Quote, verbatim, all material below, without pictures.

--- AVAILABLE DATA ---
------------

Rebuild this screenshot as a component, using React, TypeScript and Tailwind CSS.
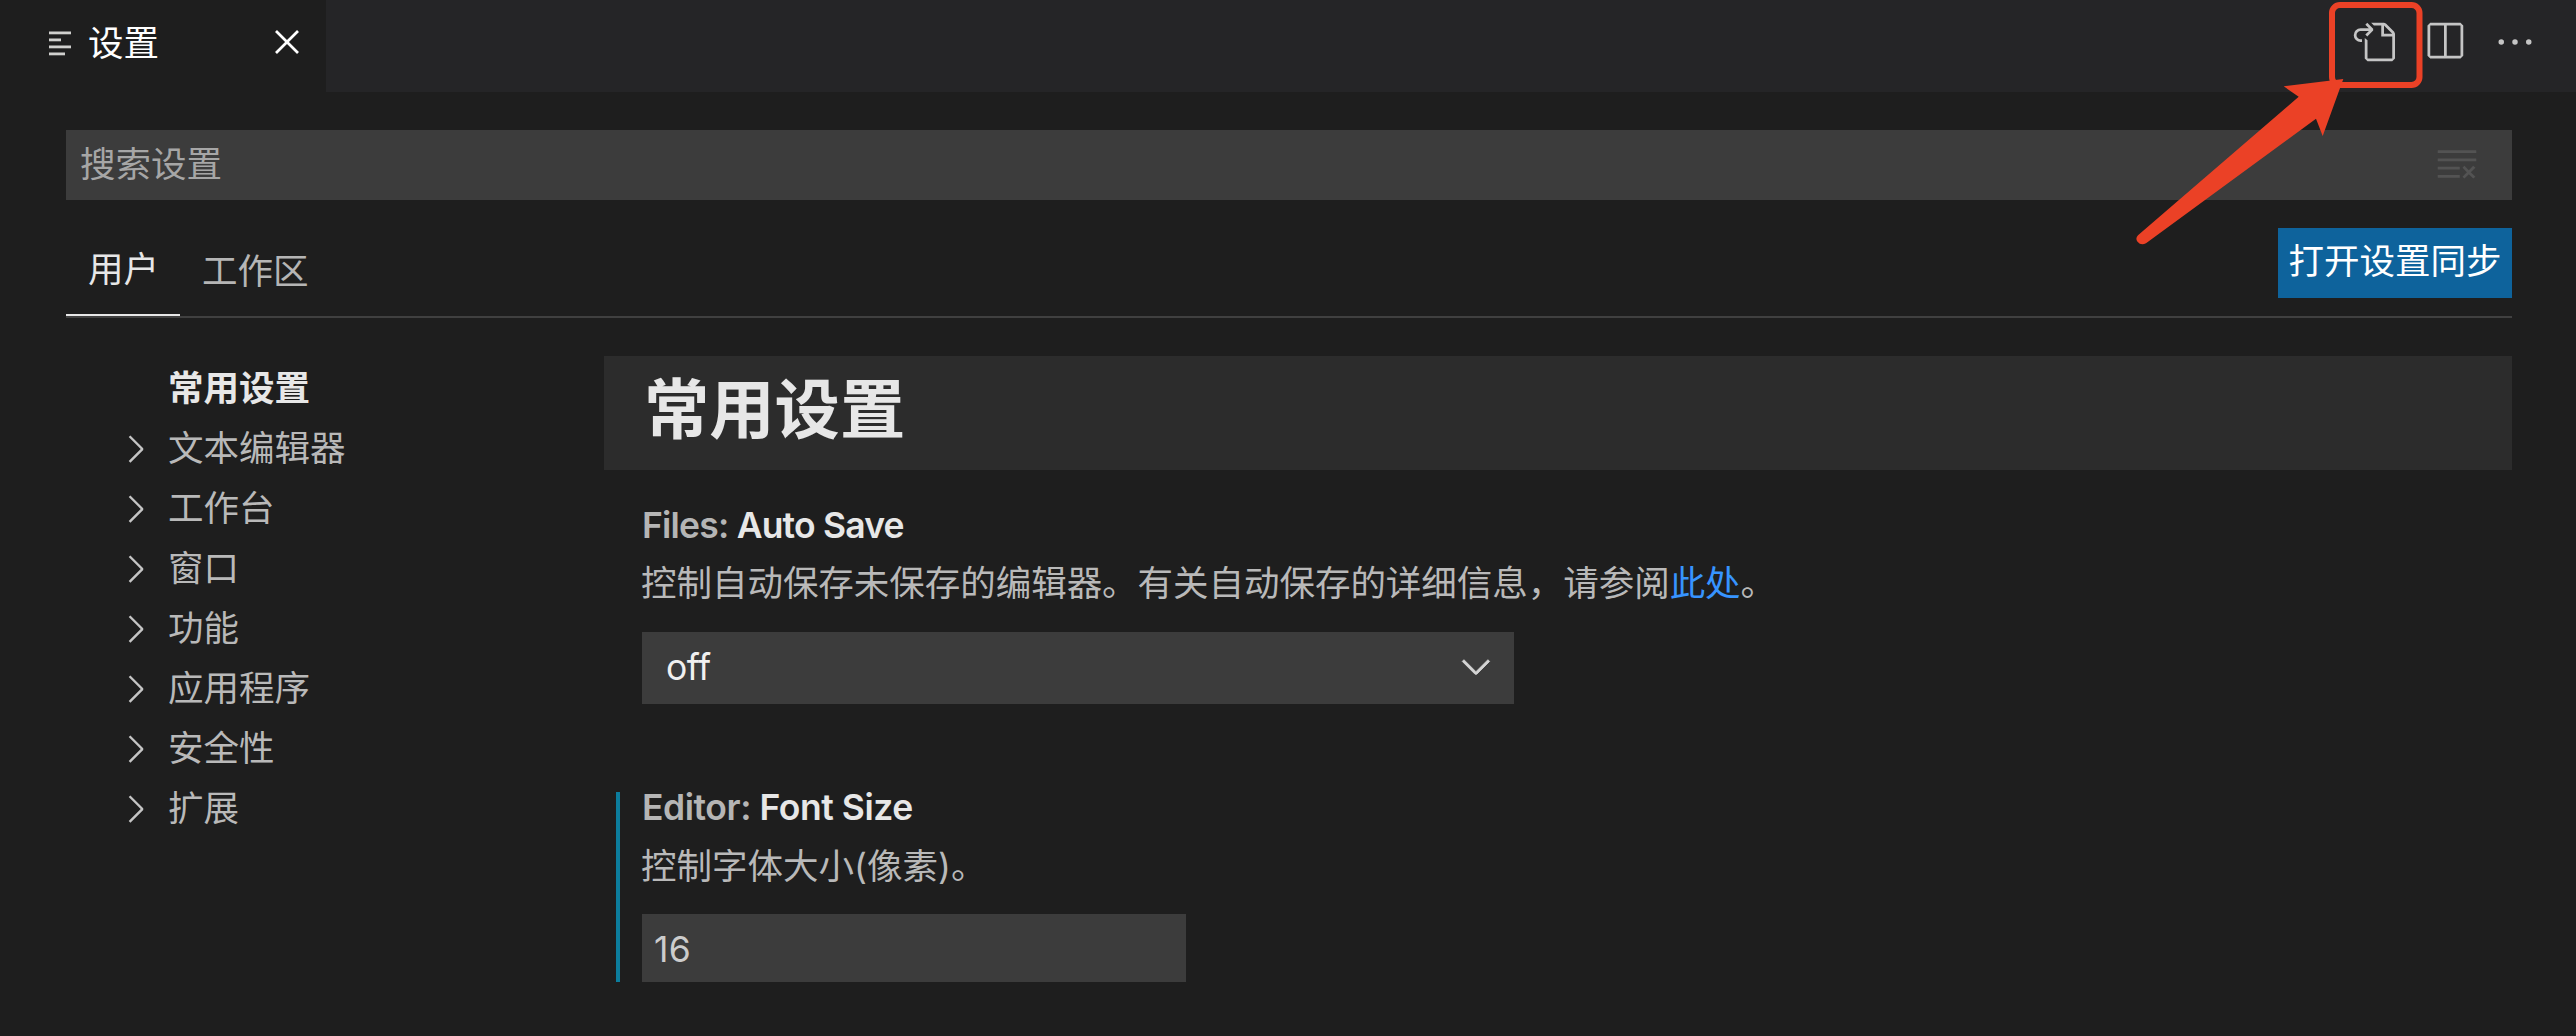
import React from "react";

const ICONS = {
  close:
    "M8 8.707l3.646 3.647.708-.707L8.707 8l3.647-3.646-.707-.708L8 7.293 4.354 3.646l-.707.708L7.293 8l-3.646 3.646.707.708L8 8.707z",
  goToFile:
    "M6 5.914l2.06-2.06v-.708L5.915 1l-.707.707.043.043.25.25 1 1h-3a2.5 2.5 0 0 0 0 5H4V7h-.5a1.5 1.5 0 1 1 0-3h3L5.207 5.293 5.914 6 6 5.914zM11 2H8.328l-1-1H12l.71.29 3 3L16 5v9l-1 1H6l-1-1V6.5l1 .847V14h9V6h-4V2zm1 0v3h3l-3-3z",
  split:
    "M14 1H3L2 2v11l1 1h11l1-1V2l-1-1zM8 13H3V2h5v11zm6 0H9V2h5v11z",
  more: "M4 8a1 1 0 1 1-2 0 1 1 0 0 1 2 0zm5 0a1 1 0 1 1-2 0 1 1 0 0 1 2 0zm5 0a1 1 0 1 1-2 0 1 1 0 0 1 2 0z",
  clearAll:
    "M10 12.6l.7.7 1.6-1.6 1.6 1.6.8-.7L13 11l1.7-1.6-.8-.8-1.6 1.7-1.6-1.7-.7.8 1.6 1.6-1.6 1.6zM1 4h14V3H1v1zm0 3h14V6H1v1zm8 2.5V9H1v1h8v-.5zM9 13v-1H1v1h8z",
  chevronRight:
    "M10.072 8.024L5.715 3.667l.618-.62L11 7.716v.618L6.333 13l-.618-.619 4.357-4.357z",
  chevronDown:
    "M7.976 10.072l4.357-4.357.62.618L8.284 11h-.618L3 6.333l.619-.618 4.357 4.357z",
};

function Icon({ name, className = "" }: { name: keyof typeof ICONS; className?: string }) {
  return (
    <svg viewBox="0 0 16 16" fill="currentColor" fillRule="evenodd" className={`h-[44px] w-[44px] shrink-0 ${className}`}>
      <path d={ICONS[name]} />
    </svg>
  );
}

const SECTIONS = ["文本编辑器", "工作台", "窗口", "功能", "应用程序", "安全性", "扩展"];

function TabBar() {
  return (
    <header className="flex h-[92px] shrink-0 bg-[#252527]">
      <div className="flex h-full w-[326px] items-start bg-[#1e1e1e]">
        <svg viewBox="0 0 22 26" className="ml-[49px] mt-[31px] h-[26px] w-[22px] shrink-0 fill-[#d0d0ce]">
          <rect y="0.5" width="22" height="2.8" />
          <rect y="7.5" width="12" height="2.8" />
          <rect y="14.5" width="22" height="2.8" />
          <rect y="21.5" width="16" height="2.8" />
        </svg>
        <span className="ml-[17px] mt-[24px] leading-[40px] text-white">设置</span>
        <Icon name="close" className="ml-auto mr-[17px] mt-[20px] text-white" />
      </div>
      <div className="ml-auto mt-[20px] flex pr-[39px] text-[#c5c5c5]">
        <Icon name="goToFile" className="mr-[27px]" />
        <Icon name="split" className="mr-[27px]" />
        <Icon name="more" />
      </div>
    </header>
  );
}

function ScopeBar() {
  return (
    <div className="mt-[28px] flex h-[90px] items-start justify-between border-b-2 border-[#404040]">
      <div className="flex h-[88px] items-start">
        <div className="h-full w-[114px] border-b-2 border-[#e7e7e7] pl-[22px] pt-[22px] leading-[40px] text-[#e7e7e7]">
          用户
        </div>
        <div className="pl-[22px] pt-[24px] leading-[40px] text-[#b5b5b5]">工作区</div>
      </div>
      <button className="h-[70px] w-[234px] whitespace-nowrap bg-[#0e639c] pb-[2px] text-center leading-[68px] text-white">
        打开设置同步
      </button>
    </div>
  );
}

function TableOfContents() {
  return (
    <nav className="w-[538px] shrink-0 pl-[47px] text-[#b9b9b9]">
      <div className="flex h-[60px] items-center pl-[55px] pt-[5px] font-bold text-[#e7e7e7]">常用设置</div>
      {SECTIONS.map((name) => (
        <div key={name} className="flex h-[60px] items-center">
          <Icon name="chevronRight" className="mr-[11px] mt-[5px] text-[#c5c5c5]" />
          <span className="pt-[5px]">{name}</span>
        </div>
      ))}
    </nav>
  );
}

function SettingTitle({ group, name, className }: { group: string; name: string; className: string }) {
  return (
    <h3 className={`whitespace-nowrap font-semibold leading-[44px] ${className}`}>
      <span className="text-[#b5b5b5]">{group}: </span>
      <span className="text-[#e7e7e7]">{name}</span>
    </h3>
  );
}

export default function App() {
  return (
    <div className="relative flex h-[1036px] w-[2576px] flex-col overflow-hidden bg-[#1e1e1e] font-[Inter,'Noto_Sans_CJK_SC',sans-serif] text-[35.5px]">
      <TabBar />
      <main className="mx-[64px] mt-[38px] pl-[2px]">
        <div className="flex h-[70px] items-center justify-between bg-[#3c3c3c] pl-[14px] pr-[33px]">
          <span className="pb-[1px] leading-[40px] text-[#a6a6a6]">搜索设置</span>
          <Icon name="clearAll" className="mt-[-3px] text-[#535353]" />
        </div>
        <ScopeBar />
        <div className="mt-[38px] flex">
          <TableOfContents />
          <section className="min-w-0 flex-1">
            <h2 className="h-[114px] bg-[#2c2c2c] pl-[40px] text-[65.3px] font-bold leading-[107px] text-[#e7e7e7]">
              常用设置
            </h2>
            <article className="pl-[38px] pt-[34px]">
              <SettingTitle group="Files" name="Auto Save" className="tracking-[-0.8px]" />
              <p className="ml-[-1px] mt-[14px] whitespace-nowrap leading-[44px] tracking-[-0.03px] text-[#b9b9b9]">
                控制自动保存未保存的编辑器。有关自动保存的详细信息，请参阅
                <a className="text-[#3794ff]">此处</a>。
              </p>
              <div className="mt-[26px] flex h-[72px] w-[872px] items-center justify-between bg-[#3c3c3c] pl-[24px] pr-[16px] text-[#f0f0f0]">
                <span className="tracking-[-0.5px]">off</span>
                <Icon name="chevronDown" className="mb-[5px] stroke-current stroke-[0.3] text-[#d4d4d4]" />
              </div>
            </article>
            <article className="ml-[12px] mt-[88px] flex h-[190px] flex-col border-l-4 border-[#0c7d9d] pl-[22px]">
              <SettingTitle group="Editor" name="Font Size" className="mt-[-6px] tracking-[-0.45px]" />
              <p className="ml-[-1px] mt-[15px] whitespace-nowrap leading-[44px] text-[#b9b9b9]">控制字体大小(像素)。</p>
              <div className="mt-[25px] h-[68px] w-[544px] bg-[#3c3c3c] pl-[12px] leading-[71px] tracking-[0.4px] text-[#cccccc]">16</div>
            </article>
          </section>
        </div>
      </main>

      <svg viewBox="0 0 300 250" className="pointer-events-none absolute left-[2130px] top-0 h-[250px] w-[300px]">
        <rect x="202" y="5" width="87.5" height="80" rx="8" fill="none" stroke="#eb4126" strokeWidth="6" />
        <path
          d="M213.3 79L153.7 86.3L168.7 96.7L8 235.2Q5 238.500 7.500 241.800Q11 246 16 243.300L186 118.700L192.700 136Z"
          fill="#eb4126"
        />
      </svg>
    </div>
  );
}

------------

--- SOLUTION FOR THIS PROBLEM ---
Rebuild this screenshot as a component, using React, TypeScript and Tailwind CSS.
import React from "react";

const ICONS = {
  close:
    "M8 8.707l3.646 3.647.708-.707L8.707 8l3.647-3.646-.707-.708L8 7.293 4.354 3.646l-.707.708L7.293 8l-3.646 3.646.707.708L8 8.707z",
  goToFile:
    "M6 5.914l2.06-2.06v-.708L5.915 1l-.707.707.043.043.25.25 1 1h-3a2.5 2.5 0 0 0 0 5H4V7h-.5a1.5 1.5 0 1 1 0-3h3L5.207 5.293 5.914 6 6 5.914zM11 2H8.328l-1-1H12l.71.29 3 3L16 5v9l-1 1H6l-1-1V6.5l1 .847V14h9V6h-4V2zm1 0v3h3l-3-3z",
  split:
    "M14 1H3L2 2v11l1 1h11l1-1V2l-1-1zM8 13H3V2h5v11zm6 0H9V2h5v11z",
  more: "M4 8a1 1 0 1 1-2 0 1 1 0 0 1 2 0zm5 0a1 1 0 1 1-2 0 1 1 0 0 1 2 0zm5 0a1 1 0 1 1-2 0 1 1 0 0 1 2 0z",
  clearAll:
    "M10 12.6l.7.7 1.6-1.6 1.6 1.6.8-.7L13 11l1.7-1.6-.8-.8-1.6 1.7-1.6-1.7-.7.8 1.6 1.6-1.6 1.6zM1 4h14V3H1v1zm0 3h14V6H1v1zm8 2.5V9H1v1h8v-.5zM9 13v-1H1v1h8z",
  chevronRight:
    "M10.072 8.024L5.715 3.667l.618-.62L11 7.716v.618L6.333 13l-.618-.619 4.357-4.357z",
  chevronDown:
    "M7.976 10.072l4.357-4.357.62.618L8.284 11h-.618L3 6.333l.619-.618 4.357 4.357z",
};

function Icon({ name, className = "" }: { name: keyof typeof ICONS; className?: string }) {
  return (
    <svg viewBox="0 0 16 16" fill="currentColor" fillRule="evenodd" className={`h-[44px] w-[44px] shrink-0 ${className}`}>
      <path d={ICONS[name]} />
    </svg>
  );
}

const SECTIONS = ["文本编辑器", "工作台", "窗口", "功能", "应用程序", "安全性", "扩展"];

function TabBar() {
  return (
    <header className="flex h-[92px] shrink-0 bg-[#252527]">
      <div className="flex h-full w-[326px] items-start bg-[#1e1e1e]">
        <svg viewBox="0 0 22 26" className="ml-[49px] mt-[31px] h-[26px] w-[22px] shrink-0 fill-[#d0d0ce]">
          <rect y="0.5" width="22" height="2.8" />
          <rect y="7.5" width="12" height="2.8" />
          <rect y="14.5" width="22" height="2.8" />
          <rect y="21.5" width="16" height="2.8" />
        </svg>
        <span className="ml-[17px] mt-[24px] leading-[40px] text-white">设置</span>
        <Icon name="close" className="ml-auto mr-[17px] mt-[20px] text-white" />
      </div>
      <div className="ml-auto mt-[20px] flex pr-[39px] text-[#c5c5c5]">
        <Icon name="goToFile" className="mr-[27px]" />
        <Icon name="split" className="mr-[27px]" />
        <Icon name="more" />
      </div>
    </header>
  );
}

function ScopeBar() {
  return (
    <div className="mt-[28px] flex h-[90px] items-start justify-between border-b-2 border-[#404040]">
      <div className="flex h-[88px] items-start">
        <div className="h-full w-[114px] border-b-2 border-[#e7e7e7] pl-[22px] pt-[22px] leading-[40px] text-[#e7e7e7]">
          用户
        </div>
        <div className="pl-[22px] pt-[24px] leading-[40px] text-[#b5b5b5]">工作区</div>
      </div>
      <button className="h-[70px] w-[234px] whitespace-nowrap bg-[#0e639c] pb-[2px] text-center leading-[68px] text-white">
        打开设置同步
      </button>
    </div>
  );
}

function TableOfContents() {
  return (
    <nav className="w-[538px] shrink-0 pl-[47px] text-[#b9b9b9]">
      <div className="flex h-[60px] items-center pl-[55px] pt-[5px] font-bold text-[#e7e7e7]">常用设置</div>
      {SECTIONS.map((name) => (
        <div key={name} className="flex h-[60px] items-center">
          <Icon name="chevronRight" className="mr-[11px] mt-[5px] text-[#c5c5c5]" />
          <span className="pt-[5px]">{name}</span>
        </div>
      ))}
    </nav>
  );
}

function SettingTitle({ group, name, className }: { group: string; name: string; className: string }) {
  return (
    <h3 className={`whitespace-nowrap font-semibold leading-[44px] ${className}`}>
      <span className="text-[#b5b5b5]">{group}: </span>
      <span className="text-[#e7e7e7]">{name}</span>
    </h3>
  );
}

export default function App() {
  return (
    <div className="relative flex h-[1036px] w-[2576px] flex-col overflow-hidden bg-[#1e1e1e] font-[Inter,'Noto_Sans_CJK_SC',sans-serif] text-[35.5px]">
      <TabBar />
      <main className="mx-[64px] mt-[38px] pl-[2px]">
        <div className="flex h-[70px] items-center justify-between bg-[#3c3c3c] pl-[14px] pr-[33px]">
          <span className="pb-[1px] leading-[40px] text-[#a6a6a6]">搜索设置</span>
          <Icon name="clearAll" className="mt-[-3px] text-[#535353]" />
        </div>
        <ScopeBar />
        <div className="mt-[38px] flex">
          <TableOfContents />
          <section className="min-w-0 flex-1">
            <h2 className="h-[114px] bg-[#2c2c2c] pl-[40px] text-[65.3px] font-bold leading-[107px] text-[#e7e7e7]">
              常用设置
            </h2>
            <article className="pl-[38px] pt-[34px]">
              <SettingTitle group="Files" name="Auto Save" className="tracking-[-0.8px]" />
              <p className="ml-[-1px] mt-[14px] whitespace-nowrap leading-[44px] tracking-[-0.03px] text-[#b9b9b9]">
                控制自动保存未保存的编辑器。有关自动保存的详细信息，请参阅
                <a className="text-[#3794ff]">此处</a>。
              </p>
              <div className="mt-[26px] flex h-[72px] w-[872px] items-center justify-between bg-[#3c3c3c] pl-[24px] pr-[16px] text-[#f0f0f0]">
                <span className="tracking-[-0.5px]">off</span>
                <Icon name="chevronDown" className="mb-[5px] stroke-current stroke-[0.3] text-[#d4d4d4]" />
              </div>
            </article>
            <article className="ml-[12px] mt-[88px] flex h-[190px] flex-col border-l-4 border-[#0c7d9d] pl-[22px]">
              <SettingTitle group="Editor" name="Font Size" className="mt-[-6px] tracking-[-0.45px]" />
              <p className="ml-[-1px] mt-[15px] whitespace-nowrap leading-[44px] text-[#b9b9b9]">控制字体大小(像素)。</p>
              <div className="mt-[25px] h-[68px] w-[544px] bg-[#3c3c3c] pl-[12px] leading-[71px] tracking-[0.4px] text-[#cccccc]">16</div>
            </article>
          </section>
        </div>
      </main>

      <svg viewBox="0 0 300 250" className="pointer-events-none absolute left-[2130px] top-0 h-[250px] w-[300px]">
        <rect x="202" y="5" width="87.5" height="80" rx="8" fill="none" stroke="#eb4126" strokeWidth="6" />
        <path
          d="M213.3 79L153.7 86.3L168.7 96.7L8 235.2Q5 238.500 7.500 241.800Q11 246 16 243.300L186 118.700L192.700 136Z"
          fill="#eb4126"
        />
      </svg>
    </div>
  );
}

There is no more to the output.